On July 16, U.S. District Judge John Robert Blakey issued an Memorandum Opinion and Order regarding the CFTC’s ongoing case against Kraft for alleged manipulation of the cash wheat and wheat futures markets. The order denies Kraft’s motion for interlocutory appeal and stay, and grants the CFTC’s motion to strike affirmative defenses. As we previously reported, the CFTC filed a motion opposing Kraft’s request for an interlocutory appeal of Judge Blakey’s December 18 order denying Kraft’s motion to dismiss. Judge Blakey denied Kraft’s motion, finding that it did not meet the standards to certify an order for interlocutory appeal under 28 U.S.C. § 1292(b). In particular, Judge Blakey found that there was not: (1) a question of law; and that question must be (2) controlling and (3) contestable, and (4) promise to speed up the litigation.
The criminal complaint brought by the U.S. DOJ against currency traders marks another example of a “front running” case. In the complaint, prosecutors allege defendants used “information provided in confidence” by the victim company to purchase Sterling in advance of the transaction — “a scheme that is commonly referred to as ‘front running’” in breach of the duty of trust and confidence owed to the victim company.

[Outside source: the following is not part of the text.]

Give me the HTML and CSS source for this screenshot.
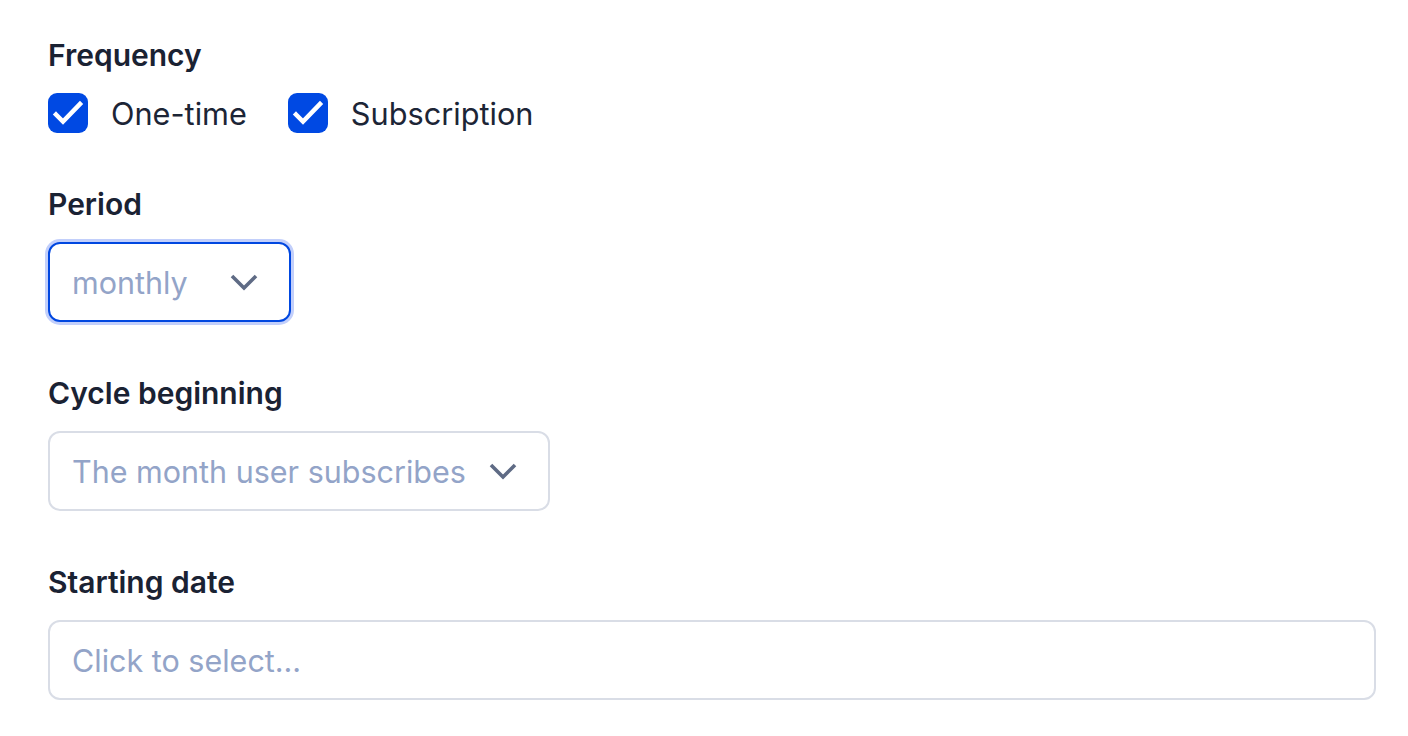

On July 11, FERC issued an order affirming an administrative law judge’s decision in the natural gas market manipulation case against BP. In the order, FERC assessed a civil penalty in the amount of $20,160,000 (payable to the U.S. Treasury), plus disgorgement of unjust profits in the amount of $207,169 (to the Texas Low Income Home Energy Assistance Program). FERC found that BP executed a scheme to profit from the market conditions in the aftermath of Hurricane Ike during the period from September 18, 2008 through November 30, 2008 by manipulating the price of natural gas in the Houston region. FERC’s order affirms the ALJ’s findings across the board, but imposes slightly less in terms of the civil penalty and disgorgement than FERC initial sought in the order to show cause ($28 million civil penalty and $800,000 in disgorgement).